The One-Share-One-Vote Controversy in the EU
The proposal by the European Commission (EC) to establish shareholder democracy and mandate the one-share-one-vote (1S1V) rule has drawn much attention and controversy. In the pursuit of enhancing the rule’s popular appeal, EC policy-makers have tried to make equiproportional representation nearly an aphorism tied to corporate egalitarian sentiments underscoring justice, fairness and ethics. Against this background, the question of who could be against or oppose shareholder democracy and the 1S1V principle has both positive and normative implications.
Based on a review of law, finance and economics literature, this paper evaluates the economic underpinnings and efficiency of the 1S1V rule and concludes that it is generally a suboptimal corporate voting mechanism that compromises economic efficiency and distorts the incentives of corporate constituencies. Moreover, it is submitted that any attempt to mandate the 1S1V rule in the EU may induce companies to either move to pyramidal structures, or worse yet, to use complex derivative instruments to decompose 1S1V. While pyramidal holdings may further facilitate the expropriation of private benefits of control as compared with the status-quo, the decomposition of 1S1V can:
i) advance the heterogeneity of shareholders’ preferences,
ii) create incentives for negative voting arbitrage and
iii) encourage the approval of value-reducing transactions, or more detrimentally, become a takeover defence.
Hence, even if the EC could hypothetically move corporate Europe from controlled ownership structures to minority ownership ones, the 1S1V rule is clearly worse than the status quo, and paradoxically, instead of advancing the rights of ‘disadvantaged shareholders’, 1S1V can further demote shareholder rights in the EU. As a result, 1S1V cannot promote a value-enhancing corporate governance regime in the EU in general or meet the policy objectives of the intervention in particular in terms of strengthening the rights of shareholders, enhancing third-party protection or fostering the efficiency and competitiveness of businesses in the EU.
On the normative side, the issue is how corporate law can efficiently police the ability of controlling shareholders to expropriate rights from minority shareholders in general and extract private benefits in particular. Generally, it is asserted that if a corporate law regime is adequately structured, there is less need to worry about the voting rule and non-proportionate votes would not be a serious concern.
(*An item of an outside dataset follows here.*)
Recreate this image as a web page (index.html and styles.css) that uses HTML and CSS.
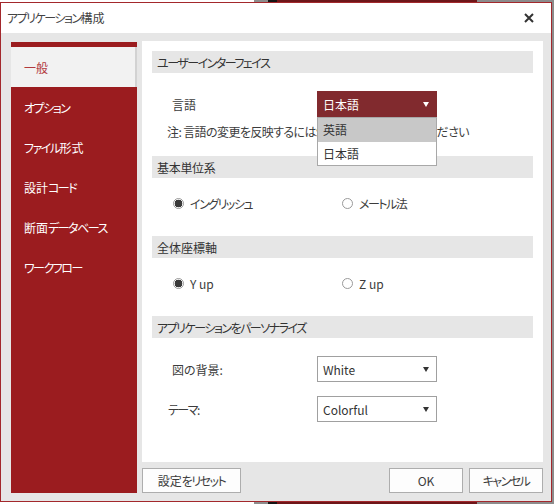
FILE: index.html
```html
<!DOCTYPE html>
<html lang="ja">
<head>
<meta charset="utf-8">
<link rel="stylesheet" href="styles.css">
</head>
<body>
<div class="dialog">
  <div class="titlebar">
    <span class="title tight">アプリケーション<span class="k">構成</span></span>
    <svg class="close" width="10" height="10" viewBox="0 0 10 10"><path d="M1 1L9 9M9 1L1 9" stroke="#333" stroke-width="2" fill="none"/></svg>
  </div>
  <div class="body">
    <div class="sidebar">
      <div class="nav-item selected">一般</div>
      <div class="nav-item tight">オプション</div>
      <div class="nav-item tight">ファイル<span class="k">形式</span></div>
      <div class="nav-item tight"><span class="k">設計</span>コード</div>
      <div class="nav-item tight"><span class="k">断面</span>データベース</div>
      <div class="nav-item tight">ワークフロー</div>
    </div>
    <div class="main">
      <div class="panel">
        <div class="section-head tight">ユーザーインターフェイス</div>
        <div class="field-row first">
          <span class="label">言語</span>
          <div class="select-wrap">
            <div class="select red"><span>日本語</span><span class="arrow white"></span></div>
            <div class="dropdown-list">
              <div class="option hover">英語</div>
              <div class="option">日本語</div>
            </div>
          </div>
        </div>
        <div class="note">注: 言語の変更を反映するには<span class="hidden-part">SkyCiv を再起動して</span>ください</div>

        <div class="section-head gap">基本単位系</div>
        <div class="radio-row">
          <span class="radio checked tight">イングリッシュ</span>
          <span class="radio tight">メートル<span class="k">法</span></span>
        </div>

        <div class="section-head gap2">全体座標軸</div>
        <div class="radio-row">
          <span class="radio checked">Y up</span>
          <span class="radio">Z up</span>
        </div>

        <div class="section-head gap2 tight">アプリケーションをパーソナライズ</div>
        <div class="field-row first">
          <span class="label">図の背景:</span>
          <div class="select"><span>White</span><span class="arrow"></span></div>
        </div>
        <div class="field-row second">
          <span class="label tight shift">テーマ:</span>
          <div class="select"><span>Colorful</span><span class="arrow"></span></div>
        </div>
      </div>
      <div class="footer">
        <button class="btn reset tight"><span class="k">設定</span>をリセット</button>
        <span class="spacer"></span>
        <button class="btn">OK</button>
        <button class="btn tight">キャンセル</button>
      </div>
    </div>
  </div>
</div>
</body>
</html>
```
FILE: styles.css
```css
html, body {
  margin: 0;
  padding: 0;
}
body {
  width: 554px;
  height: 504px;
  overflow: hidden;
  background: linear-gradient(to right, #ffffff 0 254px, #8c8c8c 254px 268px, #141414 268px 277px, #6e1619 277px 477px, #8c8c8c 477px);
  font-family: "Noto Sans CJK JP", "Noto Sans", sans-serif;
  font-feature-settings: "palt";
  font-size: 12px;
  color: #3c3c3c;
}
.tight {
  letter-spacing: -1.5px;
}
.k {
  letter-spacing: 0;
}
.dialog {
  margin-top: 2px;
  width: 552px;
  height: 500px;
  box-sizing: border-box;
  border: 1px solid #a3282c;
  background: #e6e6e6;
  display: flex;
  flex-direction: column;
}
.titlebar {
  height: 30px;
  flex: none;
  background: #ffffff;
  display: flex;
  align-items: center;
  padding: 0 17px 0 6px;
}
.title {
  flex: 1;
  color: #444;
  font-size: 12px;
  line-height: 16px;
}
.close {
  display: block;
}
.body {
  flex: 1;
  display: flex;
  padding: 8px 7px 8px 10px;
  gap: 5px;
  min-height: 0;
}
.sidebar {
  width: 126px;
  flex: none;
  margin-top: 1px;
  background: #9b1c1f;
  padding-top: 5px;
  box-sizing: border-box;
}
.nav-item {
  height: 40px;
  display: flex;
  align-items: center;
  padding-left: 13px;
  color: #ffffff;
  font-size: 12px;
}
.nav-item.selected {
  background: #f2f2f2;
  color: #b23a3e;
  box-shadow: inset -2px 0 0 #d2d2d2;
}
.main {
  width: 401px;
  flex: none;
  display: flex;
  flex-direction: column;
  gap: 6px;
}
.panel {
  flex: 1;
  background: #ffffff;
  padding: 10px;
}
.section-head {
  height: 22px;
  background: #e6e6e6;
  display: flex;
  align-items: center;
  padding-left: 5px;
  color: #333;
  font-size: 12px;
}
.section-head.gap { margin-top: 16px; letter-spacing: -0.3px; }
.section-head.gap2 { margin-top: 25px; }
.field-row {
  display: flex;
  align-items: center;
  height: 26px;
  padding-left: 20px;
}
.field-row.first { margin-top: 18px; }
.field-row.second { margin-top: 14px; }
.label {
  width: 145px;
  flex: none;
  color: #3c3c3c;
}
.label.shift {
  margin-left: -4px;
  width: 149px;
}
.select-wrap {
  position: relative;
}
.select {
  width: 120px;
  height: 26px;
  box-sizing: border-box;
  border: 1px solid #a0a0a0;
  background: #fff;
  display: flex;
  align-items: center;
  justify-content: space-between;
  padding: 0 7px 0 5px;
  color: #333;
}
.select.red {
  background: #812a2e;
  border-color: #812a2e;
  color: #fff;
}
.arrow {
  width: 0;
  height: 0;
  border-left: 3.5px solid transparent;
  border-right: 3.5px solid transparent;
  border-top: 5px solid #333;
}
.arrow.white {
  border-top-color: #fff;
}
.dropdown-list {
  position: absolute;
  left: 0;
  top: 26px;
  width: 120px;
  box-sizing: border-box;
  border: 1px solid #a8a8a8;
  background: #fff;
  z-index: 2;
}
.option {
  height: 23.5px;
  display: flex;
  align-items: center;
  padding-left: 5px;
  color: #333;
}
.option.hover {
  background: #c8c8c8;
}
.note {
  margin-top: 7px;
  padding-left: 15px;
  line-height: 16px;
  white-space: nowrap;
  color: #3c3c3c;
  letter-spacing: -0.6px;
}
.hidden-part {
  letter-spacing: 0.4px;
}
.radio-row {
  margin-top: 17px;
  height: 16px;
  display: flex;
  align-items: center;
  padding-left: 21px;
}
.radio {
  width: 169px;
  display: flex;
  align-items: center;
  color: #3c3c3c;
}
.radio::before {
  content: "";
  width: 11px;
  height: 11px;
  box-sizing: border-box;
  border: 1px solid #9a9a9a;
  border-radius: 50%;
  background: #fff;
  flex: none;
  margin-right: 6px;
}
.radio.checked::before {
  background: radial-gradient(circle, #3a3a3a 0 3.7px, #fff 4.1px);
}
.footer {
  height: 25px;
  flex: none;
  display: flex;
  gap: 6px;
}
.spacer { flex: 1; }
.btn {
  width: 74px;
  height: 25px;
  box-sizing: border-box;
  border: 1px solid #adadad;
  background: #fdfdfd;
  font-family: inherit;
  font-feature-settings: "palt";
  font-size: 12px;
  color: #3c3c3c;
  padding: 0;
}
.btn.reset {
  width: 99px;
}
```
In this light, this paper concludes by outlining some policy alternatives. First, it is proposed that EC policy-makers refrain from taking any measure at the level of the Community and instead strengthen disclosure rules and their enforcement. Furthermore, some standards of review governing significant conflict-of-interest transactions can be introduced. Second, it is submitted that EC policy-makers can also provide for opt-in and opt-out provisions for the member states. Such menus should once again be complemented by rigorous disclosure rules and their enforcement.